- [THE TASK] Write out the data below in full, unchanged, minus the images.

--- BEGIN MATERIAL ---

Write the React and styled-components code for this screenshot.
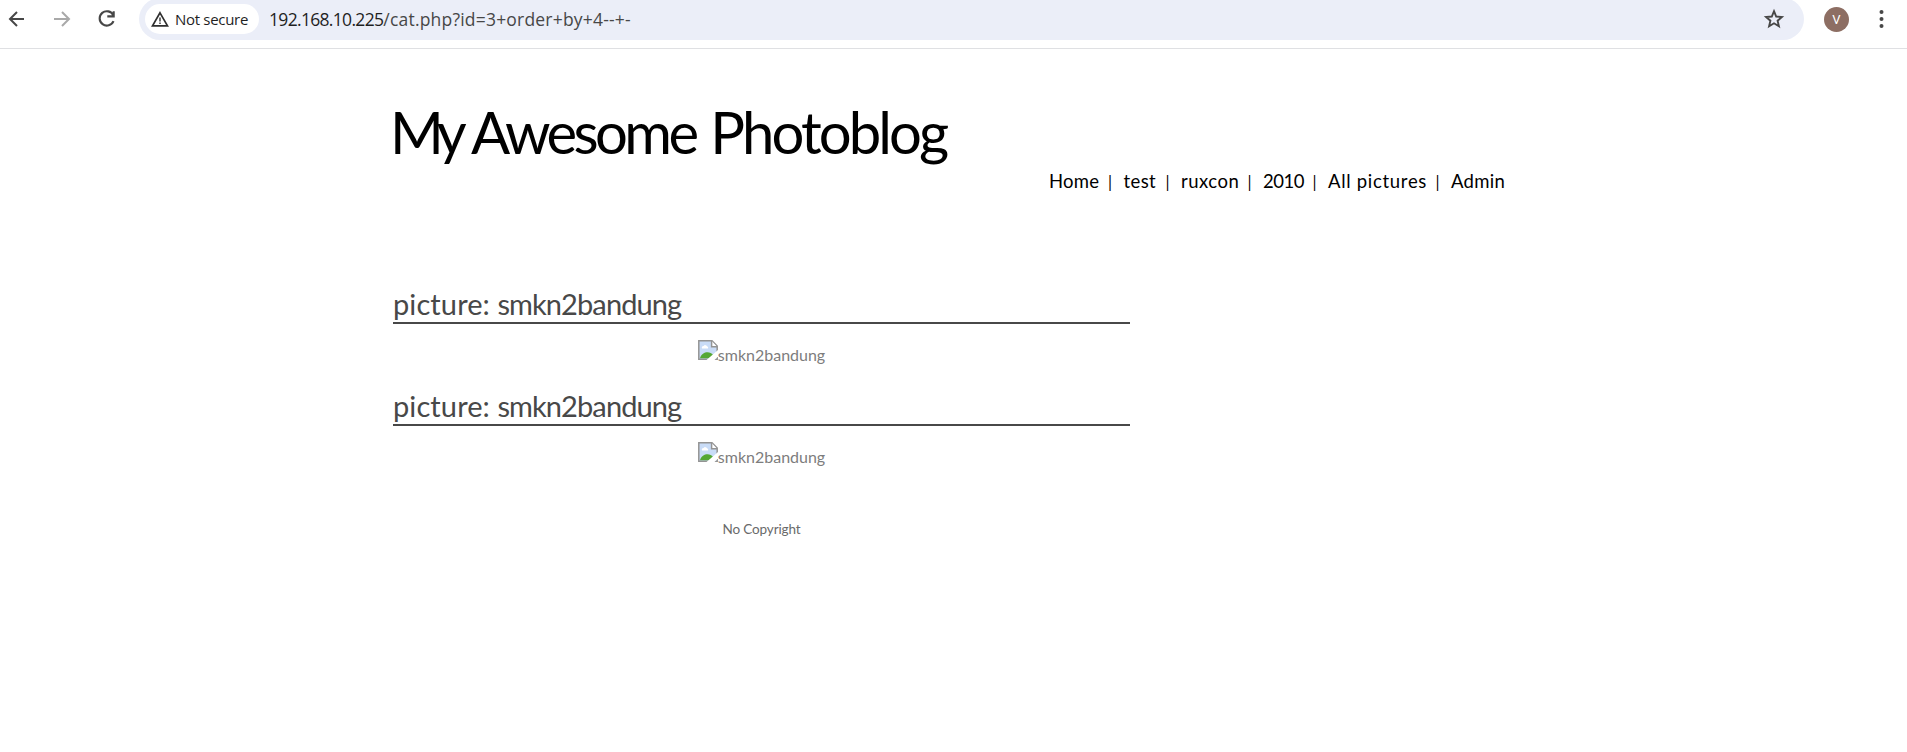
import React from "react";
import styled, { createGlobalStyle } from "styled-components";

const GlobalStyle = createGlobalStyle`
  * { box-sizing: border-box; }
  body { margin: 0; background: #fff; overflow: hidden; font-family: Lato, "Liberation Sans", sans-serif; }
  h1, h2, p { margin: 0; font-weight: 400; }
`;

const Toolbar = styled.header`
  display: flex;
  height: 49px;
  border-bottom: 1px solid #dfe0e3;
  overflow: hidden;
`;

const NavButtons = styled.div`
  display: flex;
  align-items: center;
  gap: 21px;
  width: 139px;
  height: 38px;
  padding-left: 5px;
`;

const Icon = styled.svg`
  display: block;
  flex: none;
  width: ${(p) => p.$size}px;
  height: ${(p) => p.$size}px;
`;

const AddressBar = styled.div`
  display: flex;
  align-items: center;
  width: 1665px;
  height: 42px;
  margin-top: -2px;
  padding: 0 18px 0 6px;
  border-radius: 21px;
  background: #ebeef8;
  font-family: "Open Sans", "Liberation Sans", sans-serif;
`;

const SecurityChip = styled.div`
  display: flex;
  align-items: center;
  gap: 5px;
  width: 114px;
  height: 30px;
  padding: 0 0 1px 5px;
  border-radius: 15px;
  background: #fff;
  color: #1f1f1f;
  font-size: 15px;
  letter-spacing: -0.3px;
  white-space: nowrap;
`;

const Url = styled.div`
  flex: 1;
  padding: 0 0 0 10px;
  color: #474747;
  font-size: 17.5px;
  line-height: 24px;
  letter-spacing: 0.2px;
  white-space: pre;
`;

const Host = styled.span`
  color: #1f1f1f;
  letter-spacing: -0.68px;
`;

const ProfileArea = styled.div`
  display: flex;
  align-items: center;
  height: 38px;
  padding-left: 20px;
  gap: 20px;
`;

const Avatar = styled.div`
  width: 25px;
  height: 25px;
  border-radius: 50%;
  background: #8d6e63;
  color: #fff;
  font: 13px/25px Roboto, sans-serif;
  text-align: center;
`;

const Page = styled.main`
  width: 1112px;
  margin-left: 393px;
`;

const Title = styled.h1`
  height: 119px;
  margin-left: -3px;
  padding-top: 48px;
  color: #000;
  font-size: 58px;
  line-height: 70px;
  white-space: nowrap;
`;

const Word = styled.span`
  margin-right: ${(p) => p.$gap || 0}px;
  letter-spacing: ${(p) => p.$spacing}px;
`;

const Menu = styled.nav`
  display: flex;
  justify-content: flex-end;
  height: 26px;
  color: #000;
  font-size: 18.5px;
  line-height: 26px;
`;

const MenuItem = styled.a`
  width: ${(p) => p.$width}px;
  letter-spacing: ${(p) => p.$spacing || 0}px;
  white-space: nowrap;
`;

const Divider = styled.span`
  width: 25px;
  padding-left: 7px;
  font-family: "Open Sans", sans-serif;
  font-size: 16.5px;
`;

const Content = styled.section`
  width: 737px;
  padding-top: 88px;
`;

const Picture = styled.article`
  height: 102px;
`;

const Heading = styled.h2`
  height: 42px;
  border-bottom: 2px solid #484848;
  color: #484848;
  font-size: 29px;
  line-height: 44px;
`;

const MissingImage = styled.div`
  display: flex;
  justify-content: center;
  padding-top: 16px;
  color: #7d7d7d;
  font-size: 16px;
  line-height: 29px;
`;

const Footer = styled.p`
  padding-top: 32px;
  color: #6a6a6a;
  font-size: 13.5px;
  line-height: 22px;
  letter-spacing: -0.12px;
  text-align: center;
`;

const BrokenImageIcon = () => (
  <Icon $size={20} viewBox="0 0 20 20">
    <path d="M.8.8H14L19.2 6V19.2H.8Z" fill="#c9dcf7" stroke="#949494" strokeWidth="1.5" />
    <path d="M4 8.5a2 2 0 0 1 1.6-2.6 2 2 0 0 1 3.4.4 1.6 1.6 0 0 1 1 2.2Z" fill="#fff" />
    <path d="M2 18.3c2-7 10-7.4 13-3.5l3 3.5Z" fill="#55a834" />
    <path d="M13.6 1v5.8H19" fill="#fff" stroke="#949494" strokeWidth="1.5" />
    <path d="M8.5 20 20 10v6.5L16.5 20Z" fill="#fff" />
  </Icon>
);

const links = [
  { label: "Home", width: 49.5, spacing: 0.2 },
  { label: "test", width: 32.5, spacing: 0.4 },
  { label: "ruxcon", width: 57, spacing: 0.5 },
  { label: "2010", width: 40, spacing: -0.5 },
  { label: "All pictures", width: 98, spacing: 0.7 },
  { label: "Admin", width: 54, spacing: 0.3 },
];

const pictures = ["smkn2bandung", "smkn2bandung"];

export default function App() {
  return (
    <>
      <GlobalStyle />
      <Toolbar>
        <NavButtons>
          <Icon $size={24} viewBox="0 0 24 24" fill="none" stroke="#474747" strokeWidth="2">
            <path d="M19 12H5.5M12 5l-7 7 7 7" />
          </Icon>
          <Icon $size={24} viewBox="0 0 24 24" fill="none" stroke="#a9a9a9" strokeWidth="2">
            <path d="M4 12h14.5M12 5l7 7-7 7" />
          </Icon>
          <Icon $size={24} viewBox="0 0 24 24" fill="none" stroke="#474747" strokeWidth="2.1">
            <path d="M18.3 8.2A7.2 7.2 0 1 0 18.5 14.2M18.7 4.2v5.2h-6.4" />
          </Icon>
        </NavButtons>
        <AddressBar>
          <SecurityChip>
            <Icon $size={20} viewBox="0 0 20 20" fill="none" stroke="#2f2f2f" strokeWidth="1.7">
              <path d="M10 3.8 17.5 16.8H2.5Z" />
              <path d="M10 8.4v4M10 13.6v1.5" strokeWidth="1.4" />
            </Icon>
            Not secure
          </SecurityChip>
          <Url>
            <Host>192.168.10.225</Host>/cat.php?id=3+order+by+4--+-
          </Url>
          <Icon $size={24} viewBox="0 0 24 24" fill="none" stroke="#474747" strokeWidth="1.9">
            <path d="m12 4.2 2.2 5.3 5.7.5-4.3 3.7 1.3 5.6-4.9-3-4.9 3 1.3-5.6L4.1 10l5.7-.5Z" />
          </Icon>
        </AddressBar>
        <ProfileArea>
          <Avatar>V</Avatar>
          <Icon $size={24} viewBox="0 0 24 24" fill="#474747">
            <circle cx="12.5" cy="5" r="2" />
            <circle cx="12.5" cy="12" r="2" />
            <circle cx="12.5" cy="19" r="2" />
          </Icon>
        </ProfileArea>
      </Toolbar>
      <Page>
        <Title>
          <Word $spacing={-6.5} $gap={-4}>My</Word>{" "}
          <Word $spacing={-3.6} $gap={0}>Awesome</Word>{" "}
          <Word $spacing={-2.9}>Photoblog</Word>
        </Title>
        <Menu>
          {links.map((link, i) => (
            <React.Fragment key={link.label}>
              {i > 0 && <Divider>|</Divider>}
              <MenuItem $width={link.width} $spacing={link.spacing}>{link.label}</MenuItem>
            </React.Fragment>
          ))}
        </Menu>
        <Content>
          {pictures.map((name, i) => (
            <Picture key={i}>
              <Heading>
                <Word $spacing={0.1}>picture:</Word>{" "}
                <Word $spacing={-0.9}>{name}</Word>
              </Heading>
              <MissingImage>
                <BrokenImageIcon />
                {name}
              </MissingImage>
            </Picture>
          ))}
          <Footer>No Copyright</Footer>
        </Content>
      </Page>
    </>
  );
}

--- END MATERIAL ---

- [COMPLETE ANSWER]
Write the React and styled-components code for this screenshot.
import React from "react";
import styled, { createGlobalStyle } from "styled-components";

const GlobalStyle = createGlobalStyle`
  * { box-sizing: border-box; }
  body { margin: 0; background: #fff; overflow: hidden; font-family: Lato, "Liberation Sans", sans-serif; }
  h1, h2, p { margin: 0; font-weight: 400; }
`;

const Toolbar = styled.header`
  display: flex;
  height: 49px;
  border-bottom: 1px solid #dfe0e3;
  overflow: hidden;
`;

const NavButtons = styled.div`
  display: flex;
  align-items: center;
  gap: 21px;
  width: 139px;
  height: 38px;
  padding-left: 5px;
`;

const Icon = styled.svg`
  display: block;
  flex: none;
  width: ${(p) => p.$size}px;
  height: ${(p) => p.$size}px;
`;

const AddressBar = styled.div`
  display: flex;
  align-items: center;
  width: 1665px;
  height: 42px;
  margin-top: -2px;
  padding: 0 18px 0 6px;
  border-radius: 21px;
  background: #ebeef8;
  font-family: "Open Sans", "Liberation Sans", sans-serif;
`;

const SecurityChip = styled.div`
  display: flex;
  align-items: center;
  gap: 5px;
  width: 114px;
  height: 30px;
  padding: 0 0 1px 5px;
  border-radius: 15px;
  background: #fff;
  color: #1f1f1f;
  font-size: 15px;
  letter-spacing: -0.3px;
  white-space: nowrap;
`;

const Url = styled.div`
  flex: 1;
  padding: 0 0 0 10px;
  color: #474747;
  font-size: 17.5px;
  line-height: 24px;
  letter-spacing: 0.2px;
  white-space: pre;
`;

const Host = styled.span`
  color: #1f1f1f;
  letter-spacing: -0.68px;
`;

const ProfileArea = styled.div`
  display: flex;
  align-items: center;
  height: 38px;
  padding-left: 20px;
  gap: 20px;
`;

const Avatar = styled.div`
  width: 25px;
  height: 25px;
  border-radius: 50%;
  background: #8d6e63;
  color: #fff;
  font: 13px/25px Roboto, sans-serif;
  text-align: center;
`;

const Page = styled.main`
  width: 1112px;
  margin-left: 393px;
`;

const Title = styled.h1`
  height: 119px;
  margin-left: -3px;
  padding-top: 48px;
  color: #000;
  font-size: 58px;
  line-height: 70px;
  white-space: nowrap;
`;

const Word = styled.span`
  margin-right: ${(p) => p.$gap || 0}px;
  letter-spacing: ${(p) => p.$spacing}px;
`;

const Menu = styled.nav`
  display: flex;
  justify-content: flex-end;
  height: 26px;
  color: #000;
  font-size: 18.5px;
  line-height: 26px;
`;

const MenuItem = styled.a`
  width: ${(p) => p.$width}px;
  letter-spacing: ${(p) => p.$spacing || 0}px;
  white-space: nowrap;
`;

const Divider = styled.span`
  width: 25px;
  padding-left: 7px;
  font-family: "Open Sans", sans-serif;
  font-size: 16.5px;
`;

const Content = styled.section`
  width: 737px;
  padding-top: 88px;
`;

const Picture = styled.article`
  height: 102px;
`;

const Heading = styled.h2`
  height: 42px;
  border-bottom: 2px solid #484848;
  color: #484848;
  font-size: 29px;
  line-height: 44px;
`;

const MissingImage = styled.div`
  display: flex;
  justify-content: center;
  padding-top: 16px;
  color: #7d7d7d;
  font-size: 16px;
  line-height: 29px;
`;

const Footer = styled.p`
  padding-top: 32px;
  color: #6a6a6a;
  font-size: 13.5px;
  line-height: 22px;
  letter-spacing: -0.12px;
  text-align: center;
`;

const BrokenImageIcon = () => (
  <Icon $size={20} viewBox="0 0 20 20">
    <path d="M.8.8H14L19.2 6V19.2H.8Z" fill="#c9dcf7" stroke="#949494" strokeWidth="1.5" />
    <path d="M4 8.5a2 2 0 0 1 1.6-2.6 2 2 0 0 1 3.4.4 1.6 1.6 0 0 1 1 2.2Z" fill="#fff" />
    <path d="M2 18.3c2-7 10-7.4 13-3.5l3 3.5Z" fill="#55a834" />
    <path d="M13.6 1v5.8H19" fill="#fff" stroke="#949494" strokeWidth="1.5" />
    <path d="M8.5 20 20 10v6.5L16.5 20Z" fill="#fff" />
  </Icon>
);

const links = [
  { label: "Home", width: 49.5, spacing: 0.2 },
  { label: "test", width: 32.5, spacing: 0.4 },
  { label: "ruxcon", width: 57, spacing: 0.5 },
  { label: "2010", width: 40, spacing: -0.5 },
  { label: "All pictures", width: 98, spacing: 0.7 },
  { label: "Admin", width: 54, spacing: 0.3 },
];

const pictures = ["smkn2bandung", "smkn2bandung"];

export default function App() {
  return (
    <>
      <GlobalStyle />
      <Toolbar>
        <NavButtons>
          <Icon $size={24} viewBox="0 0 24 24" fill="none" stroke="#474747" strokeWidth="2">
            <path d="M19 12H5.5M12 5l-7 7 7 7" />
          </Icon>
          <Icon $size={24} viewBox="0 0 24 24" fill="none" stroke="#a9a9a9" strokeWidth="2">
            <path d="M4 12h14.5M12 5l7 7-7 7" />
          </Icon>
          <Icon $size={24} viewBox="0 0 24 24" fill="none" stroke="#474747" strokeWidth="2.1">
            <path d="M18.3 8.2A7.2 7.2 0 1 0 18.5 14.2M18.7 4.2v5.2h-6.4" />
          </Icon>
        </NavButtons>
        <AddressBar>
          <SecurityChip>
            <Icon $size={20} viewBox="0 0 20 20" fill="none" stroke="#2f2f2f" strokeWidth="1.7">
              <path d="M10 3.8 17.5 16.8H2.5Z" />
              <path d="M10 8.4v4M10 13.6v1.5" strokeWidth="1.4" />
            </Icon>
            Not secure
          </SecurityChip>
          <Url>
            <Host>192.168.10.225</Host>/cat.php?id=3+order+by+4--+-
          </Url>
          <Icon $size={24} viewBox="0 0 24 24" fill="none" stroke="#474747" strokeWidth="1.9">
            <path d="m12 4.2 2.2 5.3 5.7.5-4.3 3.7 1.3 5.6-4.9-3-4.9 3 1.3-5.6L4.1 10l5.7-.5Z" />
          </Icon>
        </AddressBar>
        <ProfileArea>
          <Avatar>V</Avatar>
          <Icon $size={24} viewBox="0 0 24 24" fill="#474747">
            <circle cx="12.5" cy="5" r="2" />
            <circle cx="12.5" cy="12" r="2" />
            <circle cx="12.5" cy="19" r="2" />
          </Icon>
        </ProfileArea>
      </Toolbar>
      <Page>
        <Title>
          <Word $spacing={-6.5} $gap={-4}>My</Word>{" "}
          <Word $spacing={-3.6} $gap={0}>Awesome</Word>{" "}
          <Word $spacing={-2.9}>Photoblog</Word>
        </Title>
        <Menu>
          {links.map((link, i) => (
            <React.Fragment key={link.label}>
              {i > 0 && <Divider>|</Divider>}
              <MenuItem $width={link.width} $spacing={link.spacing}>{link.label}</MenuItem>
            </React.Fragment>
          ))}
        </Menu>
        <Content>
          {pictures.map((name, i) => (
            <Picture key={i}>
              <Heading>
                <Word $spacing={0.1}>picture:</Word>{" "}
                <Word $spacing={-0.9}>{name}</Word>
              </Heading>
              <MissingImage>
                <BrokenImageIcon />
                {name}
              </MissingImage>
            </Picture>
          ))}
          <Footer>No Copyright</Footer>
        </Content>
      </Page>
    </>
  );
}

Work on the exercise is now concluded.